Greek firms fight on, despite 2010 bearing them no gifts

Newsroom 14/03/2011 | 13:31

2010 was a tough year for both Romanian and Greek economies. Against this backdrop, the country remains the fifth biggest source of FDI to Romania with companies from the Balkan nation having a strong presence in banking and telecommunications. In addition to this, in the first nine months of the year 158 new entities with Greek shareholding were registered in Romania, bringing the total number of local Greek-owned firms to 4,919.

Simona Bazavan


At the end of 2009 the total amount of Greek foreign direct investments (FDI) to Romania stood at EUR 3.281 billion, according to the National Bank of Romania. “The additional invested capital in Romania by Greek companies in the first 11 months of 2010 reached EUR 405.75 million, according to statistics from the National Trade Register Office (ONRC),” Efrossyni Mita, counselor for economic and commercial relations with the Greek Embassy to Bucharest, told BR.

In the past year local companies were forced to adapt their strategies to new market conditions, very different from the ones prior to the crisis. Greek companies were no exception, but as the authorities’ measures made life difficult for the business environment it has also created more predictability. “Although last year was a challenging one for the Romanian market, and without analyzing the impact of specific measures of economic policy, one could say that the measures introduced have increased in general terms the predictability of the market environment and by stabilizing macroeconomic figures, are creating expectations for a positive evolution for the economy in 2011,” Mita said.

In her view future Greek investment projects in Romania could target fields such as renewable energy and agriculture. “This is a domain of economic activity that is also developing in Greece, and Greek companies are ready to share their experience with Romanian players in the field of renewable solar, wind or hydroelectric energy.

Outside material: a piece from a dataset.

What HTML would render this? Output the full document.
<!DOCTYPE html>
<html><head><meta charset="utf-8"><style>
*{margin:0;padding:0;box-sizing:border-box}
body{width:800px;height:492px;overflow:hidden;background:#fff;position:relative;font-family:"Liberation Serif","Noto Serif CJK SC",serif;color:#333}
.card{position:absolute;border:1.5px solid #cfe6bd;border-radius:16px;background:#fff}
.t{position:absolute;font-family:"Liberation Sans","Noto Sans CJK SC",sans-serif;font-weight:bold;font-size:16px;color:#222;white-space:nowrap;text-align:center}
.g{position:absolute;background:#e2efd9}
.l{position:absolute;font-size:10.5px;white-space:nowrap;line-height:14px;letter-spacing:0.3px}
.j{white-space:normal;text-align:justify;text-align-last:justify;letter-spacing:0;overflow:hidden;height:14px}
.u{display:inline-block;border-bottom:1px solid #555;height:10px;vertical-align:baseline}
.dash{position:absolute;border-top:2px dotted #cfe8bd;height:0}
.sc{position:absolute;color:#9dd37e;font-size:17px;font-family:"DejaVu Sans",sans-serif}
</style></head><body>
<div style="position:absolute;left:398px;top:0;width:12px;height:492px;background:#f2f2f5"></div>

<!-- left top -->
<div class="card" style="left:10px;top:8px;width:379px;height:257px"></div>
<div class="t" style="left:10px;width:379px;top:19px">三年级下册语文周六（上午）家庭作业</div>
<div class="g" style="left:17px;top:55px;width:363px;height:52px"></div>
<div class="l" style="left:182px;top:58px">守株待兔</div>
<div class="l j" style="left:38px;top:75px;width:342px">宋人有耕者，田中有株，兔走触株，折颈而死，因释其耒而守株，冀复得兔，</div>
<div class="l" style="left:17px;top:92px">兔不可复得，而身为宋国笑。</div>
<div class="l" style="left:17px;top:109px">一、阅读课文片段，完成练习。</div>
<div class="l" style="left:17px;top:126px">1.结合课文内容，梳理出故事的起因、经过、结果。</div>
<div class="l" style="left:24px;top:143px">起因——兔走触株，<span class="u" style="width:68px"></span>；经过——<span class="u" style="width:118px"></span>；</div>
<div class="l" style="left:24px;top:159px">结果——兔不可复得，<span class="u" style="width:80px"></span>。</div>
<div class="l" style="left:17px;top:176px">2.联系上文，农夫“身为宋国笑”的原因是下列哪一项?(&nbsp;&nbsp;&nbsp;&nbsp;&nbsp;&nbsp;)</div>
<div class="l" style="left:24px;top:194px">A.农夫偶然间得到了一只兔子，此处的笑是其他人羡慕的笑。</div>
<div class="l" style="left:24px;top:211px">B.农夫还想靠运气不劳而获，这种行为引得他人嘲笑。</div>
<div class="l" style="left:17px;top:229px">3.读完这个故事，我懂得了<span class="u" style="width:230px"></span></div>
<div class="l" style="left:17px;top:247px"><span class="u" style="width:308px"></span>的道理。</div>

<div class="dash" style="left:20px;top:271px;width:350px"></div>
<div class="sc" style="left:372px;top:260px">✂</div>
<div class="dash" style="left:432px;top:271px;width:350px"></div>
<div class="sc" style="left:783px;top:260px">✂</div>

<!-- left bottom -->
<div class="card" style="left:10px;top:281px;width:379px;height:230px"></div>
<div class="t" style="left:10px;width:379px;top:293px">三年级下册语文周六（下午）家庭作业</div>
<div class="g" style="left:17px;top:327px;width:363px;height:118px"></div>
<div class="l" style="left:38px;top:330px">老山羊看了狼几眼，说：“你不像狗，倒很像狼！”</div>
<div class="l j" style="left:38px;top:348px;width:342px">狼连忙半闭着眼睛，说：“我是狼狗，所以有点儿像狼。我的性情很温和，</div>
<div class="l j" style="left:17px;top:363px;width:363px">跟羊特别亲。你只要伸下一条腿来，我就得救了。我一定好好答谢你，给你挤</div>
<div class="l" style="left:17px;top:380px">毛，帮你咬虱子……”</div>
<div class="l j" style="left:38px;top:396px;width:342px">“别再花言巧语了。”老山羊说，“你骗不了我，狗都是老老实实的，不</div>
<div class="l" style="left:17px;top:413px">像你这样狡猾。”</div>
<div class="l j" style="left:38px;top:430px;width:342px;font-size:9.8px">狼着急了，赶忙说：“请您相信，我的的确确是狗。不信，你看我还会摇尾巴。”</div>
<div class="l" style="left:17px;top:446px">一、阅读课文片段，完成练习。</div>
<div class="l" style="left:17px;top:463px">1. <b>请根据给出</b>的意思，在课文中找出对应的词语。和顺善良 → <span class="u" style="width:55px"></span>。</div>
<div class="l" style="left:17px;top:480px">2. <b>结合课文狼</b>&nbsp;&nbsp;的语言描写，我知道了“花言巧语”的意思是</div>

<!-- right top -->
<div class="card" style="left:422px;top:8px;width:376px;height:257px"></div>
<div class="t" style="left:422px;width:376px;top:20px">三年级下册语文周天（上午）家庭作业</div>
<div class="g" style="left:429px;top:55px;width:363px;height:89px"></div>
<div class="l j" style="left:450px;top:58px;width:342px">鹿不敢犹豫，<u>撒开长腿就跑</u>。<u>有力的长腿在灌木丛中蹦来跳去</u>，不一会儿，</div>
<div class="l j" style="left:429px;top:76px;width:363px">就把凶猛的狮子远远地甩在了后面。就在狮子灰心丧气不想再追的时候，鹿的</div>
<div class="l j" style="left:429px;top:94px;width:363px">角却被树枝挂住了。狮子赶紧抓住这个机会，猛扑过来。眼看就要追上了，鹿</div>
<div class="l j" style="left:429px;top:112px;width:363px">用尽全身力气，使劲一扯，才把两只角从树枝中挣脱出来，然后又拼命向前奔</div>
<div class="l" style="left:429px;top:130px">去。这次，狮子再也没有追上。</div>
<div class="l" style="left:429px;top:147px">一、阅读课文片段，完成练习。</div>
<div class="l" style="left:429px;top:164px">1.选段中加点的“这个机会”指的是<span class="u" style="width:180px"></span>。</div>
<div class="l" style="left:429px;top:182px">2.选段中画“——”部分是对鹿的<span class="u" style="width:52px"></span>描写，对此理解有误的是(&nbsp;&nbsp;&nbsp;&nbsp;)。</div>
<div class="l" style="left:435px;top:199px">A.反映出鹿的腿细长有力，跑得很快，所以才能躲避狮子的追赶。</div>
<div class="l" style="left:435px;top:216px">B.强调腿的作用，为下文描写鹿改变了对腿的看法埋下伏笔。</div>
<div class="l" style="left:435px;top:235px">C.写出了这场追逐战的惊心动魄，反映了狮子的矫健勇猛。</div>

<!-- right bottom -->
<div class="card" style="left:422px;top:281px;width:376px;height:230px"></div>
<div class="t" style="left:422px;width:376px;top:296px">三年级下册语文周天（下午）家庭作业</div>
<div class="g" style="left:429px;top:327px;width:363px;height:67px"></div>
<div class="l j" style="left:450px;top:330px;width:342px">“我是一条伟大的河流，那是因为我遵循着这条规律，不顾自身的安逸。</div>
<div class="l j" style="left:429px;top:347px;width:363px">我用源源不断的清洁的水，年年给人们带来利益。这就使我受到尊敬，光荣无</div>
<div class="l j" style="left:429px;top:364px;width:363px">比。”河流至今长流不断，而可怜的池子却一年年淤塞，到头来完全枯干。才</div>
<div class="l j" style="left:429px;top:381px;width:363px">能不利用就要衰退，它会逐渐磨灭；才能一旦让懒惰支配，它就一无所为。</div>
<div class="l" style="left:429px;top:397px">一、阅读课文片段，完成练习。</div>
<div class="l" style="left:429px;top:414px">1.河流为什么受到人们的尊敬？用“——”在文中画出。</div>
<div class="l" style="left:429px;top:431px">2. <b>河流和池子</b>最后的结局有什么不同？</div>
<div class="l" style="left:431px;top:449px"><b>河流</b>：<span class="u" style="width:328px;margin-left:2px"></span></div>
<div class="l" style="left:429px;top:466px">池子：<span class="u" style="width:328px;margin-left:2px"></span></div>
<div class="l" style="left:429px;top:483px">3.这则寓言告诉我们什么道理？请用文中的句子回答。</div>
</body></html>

Agriculture is also a promising sector for future investments. EU Structural Funds, especially in a period of global economic crisis, could offer Romania new opportunities for development and investments,” she said, adding that Greek construction companies are interested in PPP projects for infrastructure development.

 

Romtelecom lines up local expansion

Major Greek investors are active on the Romanian telecommunication market: OTE present locally with landline operator Romtelecom and mobile telephony operator Cosmote, and Germanos Group.

Romtelecom posted revenues of EUR 716.9 million in 2010, a decrease of 8.4 percent, according to a report from the Greek company. Romtelecom’s EBITDA fell by 38.7 percent, to EUR 154.7 million. “It would have been hard for any telecom market but it was even harder for a market such as the Romanian one, with one of the most intense price competitions in the region,” said Yorgos Ioannidis, GM of Romtelecom. At the end of 2010 the total number of subscriptions reached approximately 4.7 million, higher than in 2009.

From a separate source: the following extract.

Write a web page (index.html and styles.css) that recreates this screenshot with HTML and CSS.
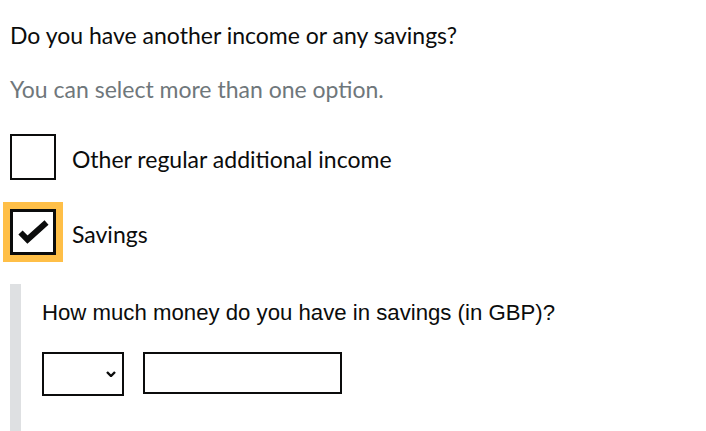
FILE: index.html
```html
<!DOCTYPE html>
<html lang="en">
<head>
  <meta charset="UTF-8">
  <meta name="viewport" content="width=device-width, initial-scale=1.0">
  <title>Income and savings</title>
  <link rel="stylesheet" href="styles.css">
</head>
<body>
  <div class="page">
    <fieldset class="fieldset">
      <legend class="legend">Do you have another income or any savings?</legend>
      <span class="hint">You can select more than one option.</span>

      <div class="checkboxes">
        <div class="item">
          <span class="box"></span>
          <span class="item-label">Other regular additional income</span>
        </div>

        <div class="item">
          <span class="box box-focus">
            <svg class="tick" width="40" height="40" viewBox="0 0 40 40">
              <polyline points="7.5,20.5 14.5,27.5 33.5,10.5" fill="none" stroke="#0b0c0c" stroke-width="6"/>
            </svg>
          </span>
          <span class="item-label">Savings</span>
        </div>

        <!-- shown when "Savings" is ticked -->
        <div class="conditional">
          <label class="cond-label" for="amount">How much money do you have in savings (in GBP)?</label>
          <div class="money">
            <div class="select">
              <svg width="10" height="6" viewBox="0 0 10 6">
                <polyline points="1,1 5,5 9,1" fill="none" stroke="#0b0c0c" stroke-width="2.4"/>
              </svg>
            </div>
            <input class="input" type="text" id="amount">
          </div>
        </div>
      </div>
    </fieldset>
  </div>
</body>
</html>
```

FILE: styles.css
```css
body {
  margin: 0;
  font-family: Lato, "Liberation Sans", sans-serif;
  font-size: 23px;
  line-height: 1.2;
  color: #0b0c0c;
  background: #fff;
}

.page {
  padding: 22px 10px 0;
}

.fieldset {
  border: 0;
  margin: 0;
  padding: 0;
  min-width: 0;
}

.legend {
  display: block;
  padding: 0;
}

.hint {
  display: block;
  margin-top: 26px;
  color: #6f777b;
}

.checkboxes {
  margin-top: 31px;
}

.item {
  display: flex;
  gap: 16px;
  margin-bottom: 29px;
}

.box {
  flex: none;
  width: 46px;
  height: 46px;
  box-sizing: border-box;
  border: 2px solid #0b0c0c;
  background: #fff;
}

.box-focus {
  border-width: 3px;
  box-shadow: 0 0 0 7px #ffbf47;
}

.tick {
  display: block;
}

.item-label {
  padding-top: 12px;
}

.conditional {
  border-left: 11px solid #dee0e2;
  padding: 16px 0 36px 21px;
}

.cond-label {
  display: block;
  font-family: "Liberation Sans", Arial, sans-serif;
  font-size: 22.2px;
  line-height: normal;
}

.money {
  display: flex;
  align-items: flex-start;
  gap: 19px;
  margin-top: 26px;
}

.select {
  display: flex;
  align-items: center;
  justify-content: flex-end;
  width: 82px;
  height: 44px;
  box-sizing: border-box;
  border: 2px solid #0b0c0c;
  padding-right: 6px;
}

.input {
  width: 199px;
  height: 42px;
  box-sizing: border-box;
  border: 2px solid #0b0c0c;
  border-radius: 0;
  margin: 0;
  padding: 5px;
  font: inherit;
  outline: none;
}
```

The number of broadband clients was more than 1 million. DTH Dolce’s television viewers also surpassed 1 million. Romtelecom’s IPTV customers reached 30,000 at the end of the year and the number of VDSL high-speed internet users surpassed 50,000.

The costs of the voluntary leave program increased threefold up to EUR 24.2 million, from EUR 8.6 million in 2009.

Earlier this year, Romtelecom announced that it would lay off an estimated 1,000-1,400 people across the entire company as part of a process aimed at increasing the efficiency of its operations. Costs have become the number one priority given the low purchasing power of customers and their expectations of quality services at low prices. “We are operating on an extremely competitive market, with some of the lowest prices in Europe for communication services, and we have to be able to improve our internal performances, our ability to offer more with fewer resources,” said Ioannidis.

The company has started more than 20 projects that target the company’s important business lines. These include improving processes, from sales to the installation cycle, increasing efficiency in call centers and stores and simplifying the product portfolio. Other new related projects are currently in the evaluation stage. The projects that have been started now will unfold until 2013.

“Many of the projects we have in mind also involve a reduction in personnel, since our aim is to be able to achieve more with fewer resources. For example, at this point we have several thousand options regarding products in our IT systems. We intend to reduce them massively in 2011, first of all to help clients to choose more easily but also to reduce the costs of maintaining all these products. This will lead to less need for personnel to be in charge of them,” said Ioannidis.

Broadband internet and TV services will remain priorities for the company in 2011 as it moves closer to its statute as supplier of electronic entertainment services. Online services will also be a priority.

“We are already working on a TV platform that will be launched soon and we will continue to develop the online

options for our clients whose results have so far exceeded expectations,” said the GM.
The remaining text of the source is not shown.